Anne Lamott’s thoughts on clutter is also important. We must make messes in order to find out who we are and why we are here. I remember those episodes of Clean House, where the show’s hostess talks with the parents, or the couple, sometimes one-on-one, other times together. She tackles the heart of their buying mania. (I have not watched it, but I think Hoarders is also along the same lines.) Why they think they need to have so much stuff. The answers vary, from grief over the loss of a loved one yet unexpressed, to an impoverished upbringing, to loss of self-identification.
The one show that stands out most vividly to me was a family of four, the parents of whom had called Clean House out of fear for the health of their whole family, particularly the children. They had seen the hoarding tendencies of their kids developing at startlingly young ages and it burdened them. They felt that if they did not take action now, their kids would end up grossly overweight and incapable of letting things go. It was a difficult process but they did it. And they felt much lighter. The burden had been lifted, and many of their goods went off to local goodwill stores to help those less fortunate.
In my own personal experience, I get a mad fever to toss stuff about once a year. As a military wife, I move a lot. I cannot stand packing up all the extra stuff. In fact, whenever I move, I locate new things that I haven’t used in more than two years. If it’s good and in useable condition, it gets donated. If not, it goes into the trash. I simply cannot stand to have extra stuff lying around.

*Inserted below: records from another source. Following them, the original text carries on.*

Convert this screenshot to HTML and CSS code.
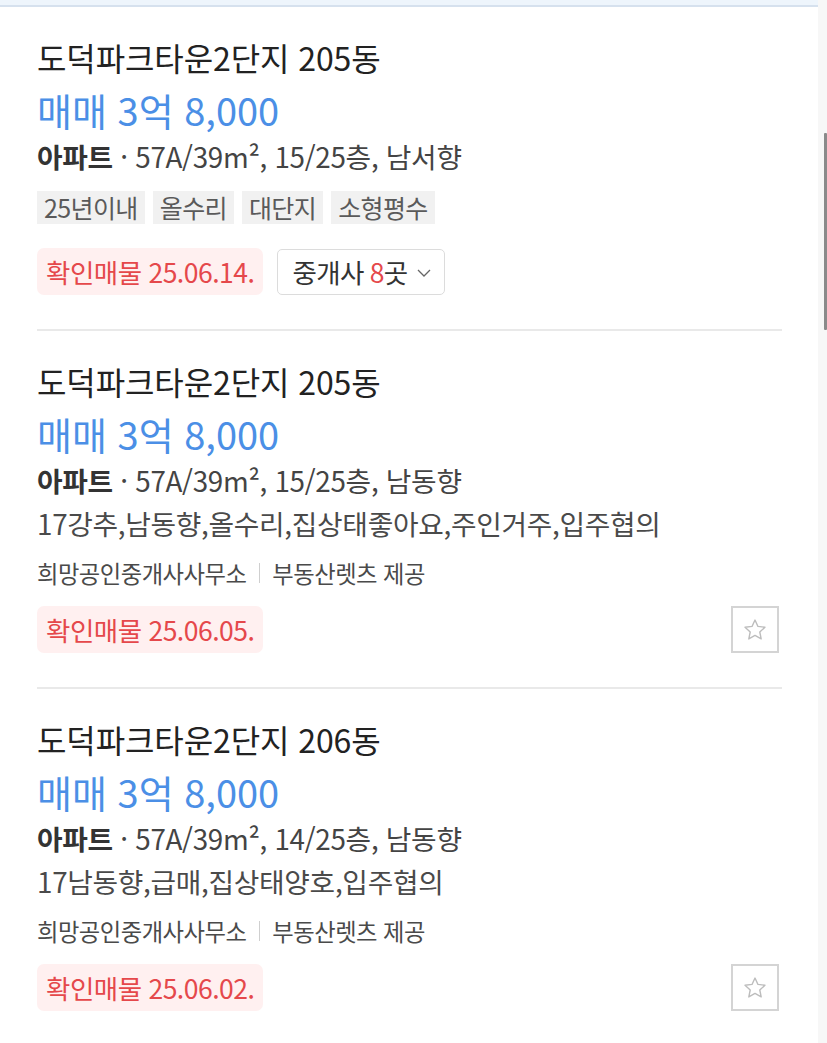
FILE: index.html
```html
<!DOCTYPE html>
<html lang="ko">
<head>
<meta charset="utf-8">
<link rel="stylesheet" href="styles.css">
</head>
<body>
<div class="page">
  <div class="panel">
    <div class="topband"></div>
    <ul class="list">
      <li class="item">
        <div class="title">도덕파크타운2단지 205동</div>
        <div class="price">매매 3억 8,000</div>
        <div class="info"><b>아파트</b> · 57A/39m², 15/25층, 남서향</div>
        <div class="tags">
          <span class="tag">25년이내</span>
          <span class="tag">올수리</span>
          <span class="tag">대단지</span>
          <span class="tag">소형평수</span>
        </div>
        <div class="bottom tagged">
          <span class="badge">확인매물 25.06.14.</span>
          <button class="agents">중개사 <em>8</em>곳<svg class="chev" viewBox="0 0 14 8" width="14" height="8"><path d="M1 1l6 6 6-6" fill="none" stroke="#666" stroke-width="1.3"/></svg></button>
        </div>
      </li>
      <li class="item">
        <div class="title">도덕파크타운2단지 205동</div>
        <div class="price">매매 3억 8,000</div>
        <div class="info"><b>아파트</b> · 57A/39m², 15/25층, 남동향</div>
        <div class="desc">17강추,남동향,올수리,집상태좋아요,주인거주,입주협의</div>
        <div class="agent">희망공인중개사사무소<span class="bar"></span>부동산렛츠 제공</div>
        <div class="bottom">
          <span class="badge">확인매물 25.06.05.</span>
          <button class="star"><svg viewBox="0 0 24 24" width="26" height="26"><path d="M12 2.8l2.75 5.9 6.45.75-4.78 4.4 1.28 6.37L12 17.05l-5.7 3.17 1.28-6.37L2.8 9.45l6.45-.75z" fill="none" stroke="#bdbdbd" stroke-width="1.3" stroke-linejoin="round"/></svg></button>
        </div>
      </li>
      <li class="item">
        <div class="title">도덕파크타운2단지 206동</div>
        <div class="price">매매 3억 8,000</div>
        <div class="info"><b>아파트</b> · 57A/39m², 14/25층, 남동향</div>
        <div class="desc">17남동향,급매,집상태양호,입주협의</div>
        <div class="agent">희망공인중개사사무소<span class="bar"></span>부동산렛츠 제공</div>
        <div class="bottom">
          <span class="badge">확인매물 25.06.02.</span>
          <button class="star"><svg viewBox="0 0 24 24" width="26" height="26"><path d="M12 2.8l2.75 5.9 6.45.75-4.78 4.4 1.28 6.37L12 17.05l-5.7 3.17 1.28-6.37L2.8 9.45l6.45-.75z" fill="none" stroke="#bdbdbd" stroke-width="1.3" stroke-linejoin="round"/></svg></button>
        </div>
      </li>
    </ul>
  </div>
  <div class="rail"><div class="thumb"></div></div>
</div>
</body>
</html>
```

FILE: styles.css
```css
* { box-sizing: border-box; }
html, body { margin: 0; padding: 0; background: #fff; }
body {
  font-family: "Noto Sans CJK KR", "Noto Sans", sans-serif;
  color: #222;
  width: 827px;
  height: 1043px;
  overflow: hidden;
}
.page { display: flex; height: 1043px; }
.panel { width: 818px; flex: none; }
.rail { flex: 1; background: #f7f7f7; position: relative; }
.thumb {
  position: absolute;
  left: 6px;
  top: 133px;
  width: 3px;
  height: 197px;
  background: #8a8a8a;
  border-radius: 1px;
}
.topband {
  height: 7px;
  background: #eef5fc;
  border-bottom: 2px solid #d6e1ee;
}
.list { list-style: none; margin: 0; padding: 0 36px 0 37px; }
.item {
  padding: 28px 0 34px;
  border-bottom: 2px solid #e9e9e9;
}
.title {
  font-size: 32px;
  line-height: 44px;
  letter-spacing: -0.1px;
  color: #222;
}
.price {
  margin-top: 6px;
  font-size: 38px;
  line-height: 50px;
  color: #4b8fe6;
  letter-spacing: 0;
}
.info {
  font-size: 27.8px;
  line-height: 42px;
  color: #444;
  letter-spacing: -0.3px;
}
.info b { color: #333; font-weight: bold; }
.desc {
  font-size: 27.8px;
  line-height: 44px;
  color: #4a4a4a;
  letter-spacing: -0.3px;
}
.agent {
  margin-top: 8px;
  font-size: 23.3px;
  line-height: 40px;
  color: #4a4a4a;
  letter-spacing: -0.5px;
  display: flex;
  align-items: center;
}
.bar {
  display: inline-block;
  width: 1px;
  height: 20px;
  background: #cfcfcf;
  margin: 0 12px 0 13px;
}
.tags { display: flex; gap: 8px; margin-top: 14px; }
.tag {
  display: inline-block;
  height: 33px;
  line-height: 33px;
  padding: 0 7px;
  background: #f1f1f1;
  color: #5a5a5a;
  font-size: 25px;
  letter-spacing: -0.6px;
}
.bottom {
  display: flex;
  align-items: center;
  gap: 14px;
  margin-top: 13px;
}
.bottom.tagged { margin-top: 24px; }
.badge {
  display: inline-block;
  height: 47px;
  line-height: 47px;
  padding: 0 9px;
  border-radius: 7px;
  background: #fff0f0;
  color: #e5484b;
  font-size: 26.5px;
  letter-spacing: -0.5px;
}
.agents {
  height: 46px;
  padding: 0 13px 0 14px;
  border: 1.5px solid #dcdcdc;
  border-radius: 5px;
  background: #fff;
  font-family: inherit;
  font-size: 26.5px;
  color: #333;
  letter-spacing: -0.6px;
  display: flex;
  align-items: center;
}
.agents em { font-style: normal; color: #e5484b; margin-left: 6px; }
.chev { margin-left: 9px; margin-top: 3px; }
.star {
  margin-left: auto;
  margin-right: 3px;
  width: 48px;
  height: 47px;
  border: 2px solid #d4d4d4;
  background: #fff;
  padding: 0;
  display: flex;
  align-items: center;
  justify-content: center;
}
```
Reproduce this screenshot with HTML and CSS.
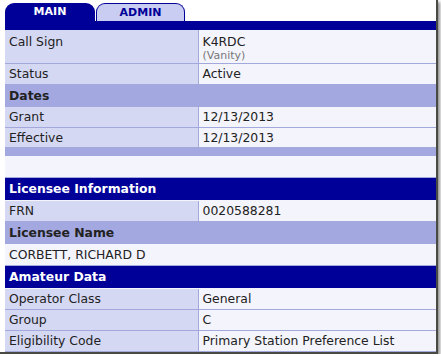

This is not a post urging people to start chucking things into the garbage can. Rather, I encourage you to take a good, honest look at your environment, and at yourself. There are always things we’d like to change about ourselves. Could one such change begin by removing the extra stuff we have lying around the house from our homes? From my personal experience, I do not need at least 1/4 of the possessions I own.
Nor am I touting minimalism. It works for some people. For others, it doesn’t. Messes help define us. We ought to take the time to recognize our reasons for the mess–for me, my desk is the only place I allow a mess; as I’m a writer, I think it stimulates creativity, but should it extend too far across the office…after a certain amount of time has passed, I get grumpy.
However, if the “messes” are more than messes; if you look around you and see piles of unused stuff that you thought would make you happy, but isn’t; if you observe within yourself that another issue lies at the root of possession-gathering; there is hope for you. There are professionals out there willing to help you, and I’m not just talking about Clean House. I did a quick search on the web and businesses like Clutter Clearer, LLC (New Orleans) and Hoarding Help In Michigan popped up right away. If you know that you cannot tackle the issues alone, seek guidance, the help and support of family and friends, professionals in the clutter business, and (for deeper issues) perhaps a councilor, psychologist, or religious figure whom you respect and trust.
Clear out the clutter necessary for cleaner air, clearer minds, and better bodies. Have a garage sale (popular in my community before moves) and make a few extra dollars. Donate, sell, and toss. Everyone whom I’ve ever known whose dealt with passing relatives, their estate sales, or their possessions, say how much better they feel once the stuff is off their hands, no matter how hard it was to let it go.
Your physical, mental, and emotional (and, dare I say it, spiritual) health are affected by the external environment. Sometimes, your household environment reflects your internal state. All of these are within your control. They are worth taking the time to tackle, to understand. Because of messes, we find out who we are and why we are here. Never forget that what is on the inside radiates outside, and what is on the outside affects how we perceive our inside. It can be a vicious cycle, but it does not have to be. You, alone, have the power to help yourself.